The BJP election manifesto also mentioned its support for smaller states that are based on identity. It talked about Gorkhas, Adivasis and other peoples in Darjeeling and the Dooars; of the Kamtapuri, Rajbongshi and other peoples of North Bengal (including recognition of their language); and to take initiatives for a permanent solution to long-pending issues of Bodos and other tribal communities of Assam, the peoples of Sikkim, Leh, Ladakh and Lakshadweep. Will Prime Minister Modi, whose party has an absolute majority in the Indian Parliament, support similar aspirations of Madhesis, indigenous communities and other marginalised communities in Nepal?


A Modi doctrine

If he chooses to visit, Modi will receive a warm welcome in the Madhes, where he can glimpse people like him, clad in dhotis and speaking similar languages. Cross-border security issues are on Modi’s checklist and for this, he needs to visit the borders of the Tarai. Tackling the many misdeeds of the Sashastra Seema Bal along the border area should also be a key agenda. Modi can even offer a plan to develop the Ganga in Janakpur.

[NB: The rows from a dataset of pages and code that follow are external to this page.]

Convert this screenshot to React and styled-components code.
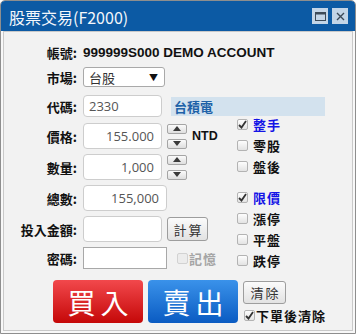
import styled, { createGlobalStyle } from "styled-components";

const GlobalStyle = createGlobalStyle`
  html, body { margin: 0; padding: 0; background: #ffffff; }
  body { font-family: "Noto Sans CJK TC", "Liberation Sans", sans-serif; }
  * { box-sizing: border-box; }
`;

const Window = styled.div`
  width: 356px;
  height: 334px;
  border: 1px solid #8e8e8e;
  border-radius: 5px 5px 0 0;
  background: #f8f8f8;
  display: flex;
  flex-direction: column;
  overflow: hidden;
`;

const TitleBar = styled.div`
  height: 30px;
  flex: none;
  background: #0c5aa4;
  display: flex;
  align-items: center;
  justify-content: space-between;
  padding: 0 7px 0 8px;
`;

const Title = styled.span`
  color: #f4f7fb;
  font-size: 16px;
  line-height: 1;
  margin-top: 2px;
`;

const TitleButtons = styled.div`
  display: flex;
  gap: 4px;
`;

const TitleButton = styled.span`
  width: 16px;
  height: 16px;
  background: #c3d5e7;
  display: flex;
  align-items: center;
  justify-content: center;
`;

const Body = styled.div`
  flex: 1;
  margin: 0 2px 2px;
  border: 1px solid #c9c9c9;
  background: #f2f2f2;
  padding-top: 10px;
`;

const Row = styled.div`
  display: flex;
  align-items: center;
  height: ${(p) => p.$h || 26}px;
  margin-top: ${(p) => p.$mt || 0}px;
`;

const Label = styled.span`
  width: 73px;
  margin-right: 6px;
  flex: none;
  text-align: right;
  font-size: 13px;
  font-weight: bold;
  line-height: 1;
  color: #111;
  white-space: nowrap;
`;

const Account = styled.span`
  font-family: "Liberation Sans", sans-serif;
  font-size: 13.5px;
  font-weight: bold;
  color: #111;
`;

const SelectBox = styled.div`
  width: 82px;
  height: 20px;
  background: #fff;
  border: 1px solid #a9a9a9;
  border-radius: 3px;
  display: flex;
  align-items: center;
  justify-content: space-between;
  padding: 0 6px 0 5px;
  font-size: 13px;
  color: #333;
  line-height: 1;
`;

const Arrow = styled.span`
  font-size: 9px;
  color: #111;
`;

const Field = styled.input`
  width: ${(p) => p.$w || 79}px;
  height: ${(p) => p.$h || 26}px;
  border: 1px solid ${(p) => (p.$square ? "#a8a8a8" : "#cdcdcd")};
  border-radius: ${(p) => (p.$square ? 0 : 4)}px;
  background: #fff;
  font-family: "Open Sans", "Liberation Sans", sans-serif;
  font-size: 13px;
  color: #555;
  text-align: ${(p) => (p.$right ? "right" : "left")};
  padding: 0 7px 0 5px;
  outline: none;
`;

const StockName = styled.span`
  width: 154px;
  height: 19px;
  margin-left: 9px;
  background: #d3e2ee;
  color: #1f62a8;
  font-size: 13px;
  font-weight: bold;
  line-height: 19px;
  padding-left: 3px;
`;

const Middle = styled.div`
  display: flex;
`;

const LeftCol = styled.div`
  width: 232px;
  flex: none;
  padding-top: 6px;
`;

const RightCol = styled.div`
  margin-top: -3px;
  padding-left: 1px;
`;

const Spinner = styled.div`
  display: flex;
  flex-direction: column;
  justify-content: space-between;
  height: 25px;
  margin-left: 5px;
`;

const SpinButton = styled.span`
  width: 20px;
  height: 10px;
  border: 1px solid #a5a5a5;
  border-radius: 2px;
  background: linear-gradient(#fbfbfb, #dedede);
  display: flex;
  align-items: center;
  justify-content: center;
`;

const Unit = styled.span`
  margin-left: 5px;
  font-family: "Liberation Sans", sans-serif;
  font-size: 12.5px;
  font-weight: bold;
  color: #111;
`;

const SmallButton = styled.button`
  width: ${(p) => p.$w || 41}px;
  height: ${(p) => p.$h || 24}px;
  margin-left: ${(p) => p.$ml || 0}px;
  border: 1px solid #9d9d9d;
  border-radius: 3px;
  background: linear-gradient(#fbfbfb, #e2e2e2);
  font-family: "Noto Sans CJK TC", sans-serif;
  font-size: 13px;
  letter-spacing: 2px;
  padding: 0 0 0 2px;
  color: #333;
  line-height: 1;
`;

const CheckRow = styled.label`
  display: flex;
  align-items: center;
  height: ${(p) => p.$h || 21}px;
  margin-top: ${(p) => p.$mt || 0}px;
  margin-left: ${(p) => p.$ml || 0}px;
  gap: ${(p) => p.$gap ?? 5}px;
  font-size: 13px;
  font-weight: bold;
  line-height: 1;
  letter-spacing: 1px;
  color: ${(p) => (p.$disabled ? "#a5a5a5" : p.$blue ? "#1414e6" : "#111")};
`;

const Box = styled.span`
  width: 11px;
  height: 11px;
  flex: none;
  border: 1px solid ${(p) => (p.$disabled ? "#d2d2d2" : "#b3b3b3")};
  border-radius: 2px;
  background: ${(p) =>
    p.$disabled ? "#ececec" : "linear-gradient(#fdfdfd, #e3e3e3)"};
  display: flex;
  align-items: center;
  justify-content: center;
`;

const Actions = styled.div`
  display: flex;
  gap: 5px;
  padding-left: 49px;
  margin-top: 9px;
`;

const BigButton = styled.button`
  width: 90px;
  height: 43px;
  border: none;
  border-radius: 4px;
  background: ${(p) =>
    p.$buy
      ? "linear-gradient(#f2484c, #c50808)"
      : "linear-gradient(#3a92ea, #0a5bc2)"};
  color: #fff;
  font-family: "Noto Sans CJK TC", sans-serif;
  font-size: 28px;
  letter-spacing: 5px;
  padding: 0 0 0 5px;
  line-height: 1;
`;

const SideActions = styled.div`
  display: flex;
  flex-direction: column;
  padding-top: 1px;
`;

const Check = () => (
  <svg width="9" height="9" viewBox="0 0 9 9">
    <path d="M1 5 L3.5 7.5 L8 1" fill="none" stroke="#333" strokeWidth="1.8" />
  </svg>
);

const Tri = ({ down }) => (
  <svg width="8" height="5" viewBox="0 0 8 5">
    <path d={down ? "M0 0 H8 L4 5 Z" : "M0 5 H8 L4 0 Z"} fill="#3a3a3a" />
  </svg>
);

const CheckItem = ({ label, checked, blue, disabled, ...rest }) => (
  <CheckRow $blue={blue} $disabled={disabled} {...rest}>
    <Box $disabled={disabled}>{checked && <Check />}</Box>
    {label}
  </CheckRow>
);

const SpinPair = () => (
  <Spinner>
    <SpinButton>
      <Tri />
    </SpinButton>
    <SpinButton>
      <Tri down />
    </SpinButton>
  </Spinner>
);

export default function App() {
  return (
    <>
      <GlobalStyle />
      <Window>
        <TitleBar>
          <Title>股票交易(F2000)</Title>
          <TitleButtons>
            <TitleButton>
              <svg width="11" height="9" viewBox="0 0 11 9">
                <rect x="0.5" y="0.5" width="10" height="8" fill="none" stroke="#3c4a58" />
                <rect x="0" y="0" width="11" height="2.5" fill="#3c4a58" />
              </svg>
            </TitleButton>
            <TitleButton>
              <svg width="9" height="9" viewBox="0 0 9 9">
                <path d="M1 1 L8 8 M8 1 L1 8" stroke="#3c4a58" strokeWidth="1.4" />
              </svg>
            </TitleButton>
          </TitleButtons>
        </TitleBar>
        <Body>
          <Row $h={20}>
            <Label>帳號:</Label>
            <Account>999999S000 DEMO ACCOUNT</Account>
          </Row>
          <Row $h={20} $mt={5}>
            <Label>市場:</Label>
            <SelectBox>
              台股
              <Arrow>▼</Arrow>
            </SelectBox>
          </Row>
          <Row $h={22} $mt={8}>
            <Label>代碼:</Label>
            <Field $h={22} defaultValue="2330" readOnly />
            <StockName>台積電</StockName>
          </Row>
          <Middle>
            <LeftCol>
              <Row>
                <Label>價格:</Label>
                <Field $right defaultValue="155.000" readOnly />
                <SpinPair />
                <Unit>NTD</Unit>
              </Row>
              <Row $mt={5}>
                <Label>數量:</Label>
                <Field $right defaultValue="1,000" readOnly />
                <SpinPair />
              </Row>
              <Row $mt={5}>
                <Label>總數:</Label>
                <Field $right $w={84} defaultValue="155,000" readOnly />
              </Row>
              <Row $mt={5}>
                <Label>投入金額:</Label>
                <Field readOnly />
                <SmallButton $ml={5}>計算</SmallButton>
              </Row>
              <Row $h={22} $mt={5}>
                <Label>密碼:</Label>
                <Field $h={22} $w={84} $square type="password" readOnly />
                <CheckItem label="記憶" disabled $ml={10} $gap={1} />
              </Row>
            </LeftCol>
            <RightCol>
              <CheckItem label="整手" checked blue />
              <CheckItem label="零股" />
              <CheckItem label="盤後" />
              <CheckItem label="限價" checked blue $mt={10} />
              <CheckItem label="漲停" />
              <CheckItem label="平盤" />
              <CheckItem label="跌停" />
            </RightCol>
          </Middle>
          <Actions>
            <BigButton $buy>買入</BigButton>
            <BigButton>賣出</BigButton>
            <SideActions>
              <SmallButton $w={43} $h={23}>清除</SmallButton>
              <CheckItem label="下單後清除" checked $h={16} $mt={3} $ml={1} $gap={1} />
            </SideActions>
          </Actions>
        </Body>
      </Window>
    </>
  );
}
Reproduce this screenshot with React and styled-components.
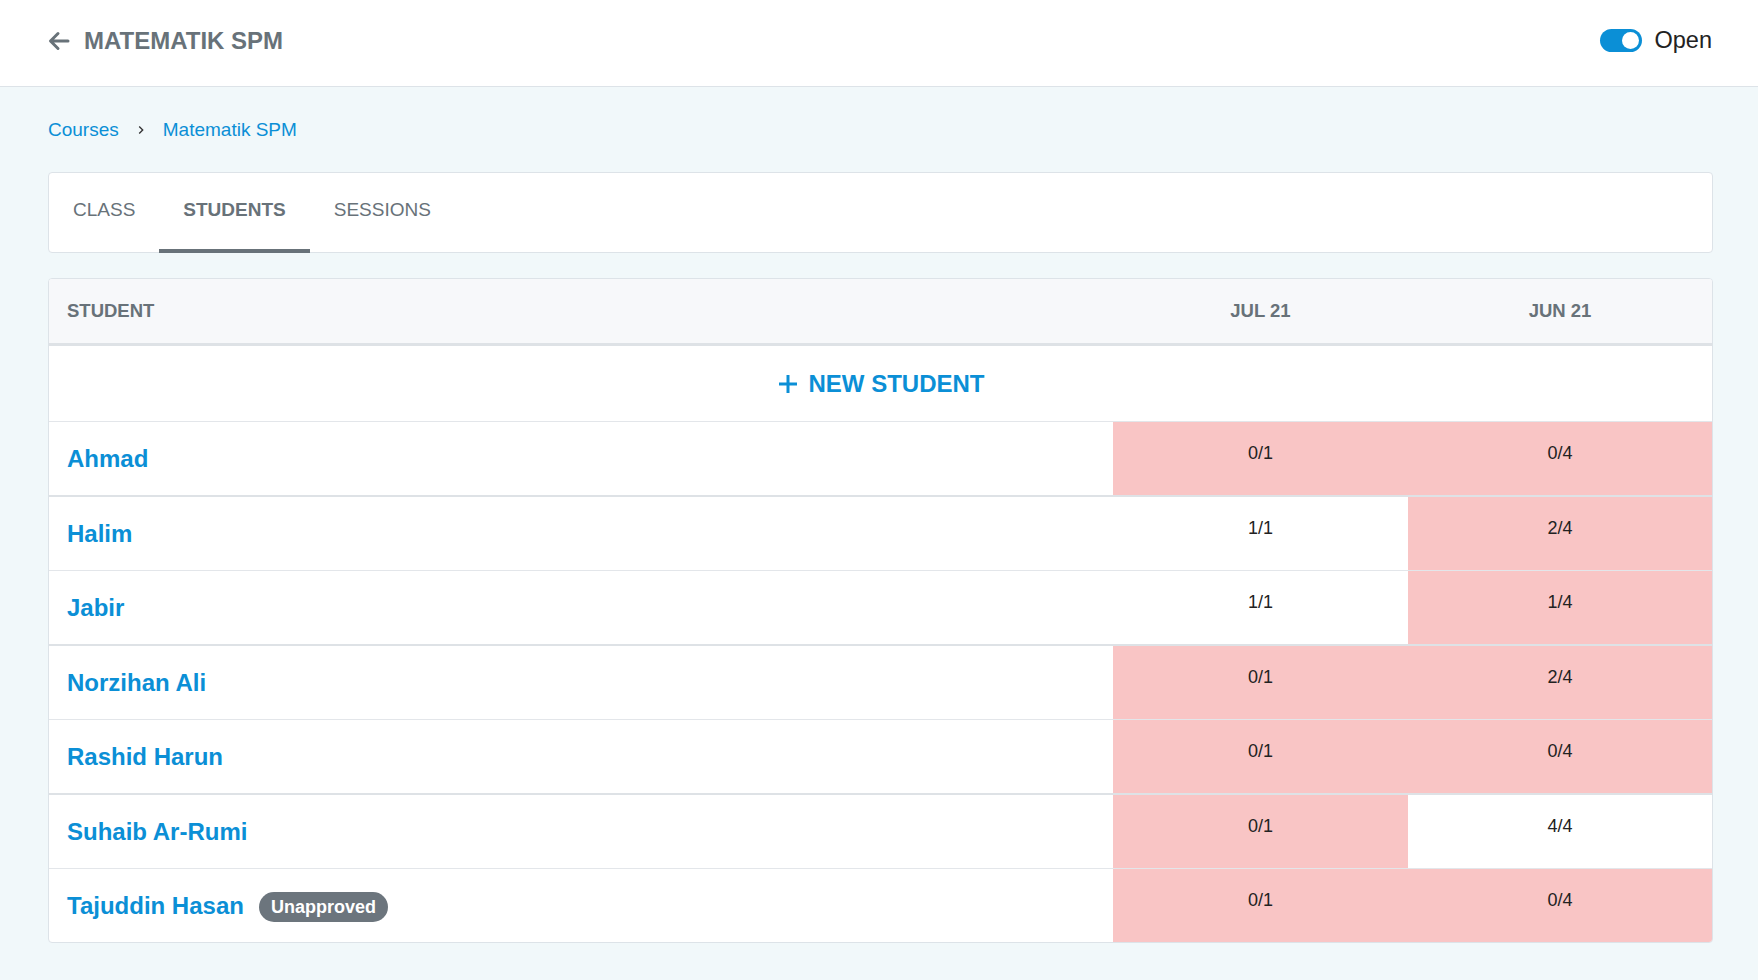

The last Indian Prime Minister who paid an official visit to Nepal was Inder Kumar Gujral in 1997, during the height of his ‘Gujral Doctrine’ which said that India, being the largest country in South Asia, should be willing to give more to its neighbours and not expect reciprocity. Along these lines, the new generation of Nepalis is expecting equal treatment and fair distribution of Indian assistance to all groups and regions. Columnist CK Lal, at the launch of Prashant Jha’s book Battles of the New Republic, said that India’s relations with Nepal were that of a tiger and mouse, with India playing the role of tiger. This must change. India must rebrand its image along a new ‘Modi Doctrine’ in favour of mutual respect that will further cements the ties between the two sovereign nations.